What Disney needs to do from this point forward is to either go all in on remaking its animated movies directly, or encourage filmmakers to go as far afield from the animated source material as possible. If you’re going to cannibalize your old content, swallow it down whole instead of hemming and hawing with having a few bites. We’re still four months away from the release of Pete’s Dragon, but even the brief teaser trailer suggests that David Lowery’s version will stray, to an extreme, from the 1977 live-action/animated hybrid. Next spring, Disney’s releasing a new version of Beauty and the Beast; what little we know—such as the suggestion that new songs may be showcased—suggests it will be the other extreme, utilizing a massively talented ensemble cast and director Bill Condon to create a live-action musical of the 1991 animated film. (As awful as it was, Tim Burton’s 2010 Alice in Wonderland chose to move a great deal away from the 1951 animated film.)

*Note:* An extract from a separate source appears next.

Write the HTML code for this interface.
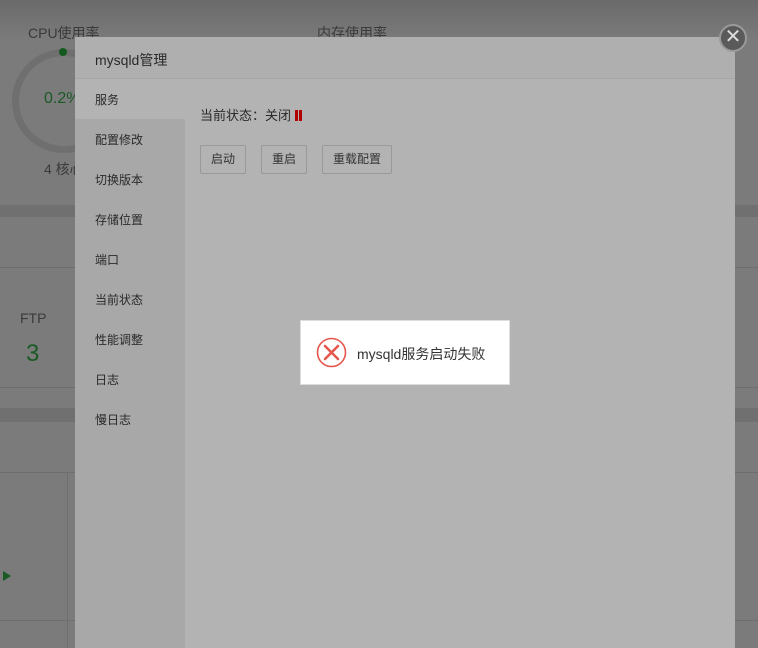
<!DOCTYPE html>
<html><head><meta charset="utf-8"><style>
*{margin:0;padding:0;box-sizing:border-box}
body{width:758px;height:648px;overflow:hidden;background:#7b7b7b;font-family:"Liberation Sans","Noto Sans CJK SC",sans-serif;position:relative}
.abs{position:absolute}
.mod{left:75px;top:37px;width:660px;height:611px;background:#b3b3b3}
.hd{left:0;top:0;width:660px;height:42px;background:#afafaf;border-bottom:1px solid #a6a6a6;font-size:14px;color:#2a2a2a;padding:13px 0 0 20px}
.sb{left:0;top:42px;width:110px;height:569px;background:#a8a8a8}
.it{position:absolute;left:20px;font-size:12px;color:#2a2a2a}
.btn{position:absolute;top:145px;height:29px;border:1px solid #999;border-radius:2px;font-size:12px;color:#333;text-align:center;line-height:27px;background:#b3b3b3}
</style></head><body>
<div class="abs" style="left:0;top:0;width:758px;height:40px;background:linear-gradient(#6a6a6a,#7b7b7b)"></div>
<div class="abs" style="left:28px;top:23px;font-size:14px;color:#3a3a3a">CPU使用率</div>
<div class="abs" style="left:317px;top:23px;font-size:14px;color:#3a3a3a">内存使用率</div>
<div class="abs" style="left:12px;top:49px;width:104px;height:104px;border:7px solid #6f6f6f;border-radius:50%"></div>
<div class="abs" style="left:59px;top:48px;width:8px;height:8px;border-radius:50%;background:#145a1f"></div>
<div class="abs" style="left:44px;top:90px;font-size:16px;color:#1a5a25">0.2%</div>
<div class="abs" style="left:44px;top:159px;font-size:14px;color:#3a3a3a">4 核心</div>
<div class="abs" style="left:0;top:205px;width:758px;height:12px;background:#707070"></div>
<div class="abs" style="left:0;top:267px;width:758px;height:1px;background:#6e6e6e"></div>
<div class="abs" style="left:20px;top:310px;font-size:14px;color:#3a3a3a">FTP</div>
<div class="abs" style="left:26px;top:340px;font-size:24px;color:#1a5a25">3</div>
<div class="abs" style="left:0;top:387px;width:758px;height:1px;background:#6e6e6e"></div>
<div class="abs" style="left:0;top:408px;width:758px;height:14px;background:#707070"></div>
<div class="abs" style="left:0;top:472px;width:758px;height:1px;background:#6e6e6e"></div>
<div class="abs" style="left:67px;top:473px;width:1px;height:175px;background:#6e6e6e"></div>
<div class="abs" style="left:0;top:620px;width:758px;height:1px;background:#6e6e6e"></div>
<div class="abs" style="left:3px;top:571px;width:0;height:0;border-left:8px solid #1a5a25;border-top:5px solid transparent;border-bottom:5px solid transparent"></div>
<div class="abs mod">
 <div class="abs hd">mysqld管理</div>
 <div class="abs sb">
  <div class="abs" style="left:0;top:0;width:110px;height:40px;background:#b3b3b3"></div>
  <div class="it" style="top:12px">服务</div>
  <div class="it" style="top:52px">配置修改</div>
  <div class="it" style="top:92px">切换版本</div>
  <div class="it" style="top:132px">存储位置</div>
  <div class="it" style="top:172px">端口</div>
  <div class="it" style="top:212px">当前状态</div>
  <div class="it" style="top:252px">性能调整</div>
  <div class="it" style="top:292px">日志</div>
  <div class="it" style="top:332px">慢日志</div>
 </div>
 <div class="abs" style="left:125px;top:68px;font-size:13px;color:#2a2a2a">当前状态：关闭 <span style="display:inline-block;width:3px;height:11px;background:#b00000;vertical-align:-1px"></span><span style="display:inline-block;width:3px;height:11px;background:#b00000;margin-left:1px;vertical-align:-1px"></span></div>
 <div class="btn" style="left:125px;top:108px;width:46px">启动</div>
 <div class="btn" style="left:186px;top:108px;width:46px">重启</div>
 <div class="btn" style="left:247px;top:108px;width:70px">重载配置</div>
</div>
<div class="abs" style="left:719px;top:24px;width:28px;height:28px;border-radius:50%;background:#5a5a5a;border:2px solid #9a9a9a;color:#ddd;font-size:20px;line-height:22px;text-align:center">✕</div>
<div class="abs" style="left:300px;top:320px;width:210px;height:65px;background:#fff;border:1px solid #ddd">
 <svg class="abs" style="left:15px;top:16px" width="31" height="31" viewBox="0 0 31 31"><circle cx="15.5" cy="15.5" r="14" fill="none" stroke="#e5574d" stroke-width="1.6"/><path d="M9 9L22 22M22 9L9 22" stroke="#e5574d" stroke-width="2.6" stroke-linecap="round"/></svg>
 <div class="abs" style="left:56px;top:23px;font-size:14px;color:#333">mysqld服务启动失败</div>
</div>
</body></html>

Maleficent, Cinderella, and The Jungle Book all want to retell famous stories, stories made partially more famous by Disney animation; they also want to honor those animated films. The truth is that the more that filmmakers go out of their way to pay tribute to the films that inspired the ones they’re making, the more it makes the new movies too beholden to the past. Better are remakes that dare to boldly reimagine their predecessors: Think, for instance, of P.J. Hogan’s 2003 Peter Pan, which poignantly acknowledged the mature subtext in Peter and Wendy’s connection. If we have to accept the reality that Disney is going to make a lot more of these live-action remakes of animated films, then it’s time to hope that they can draw enough of a separation between the two. Let the animated and live-action films live separately. Let them be their own beasts.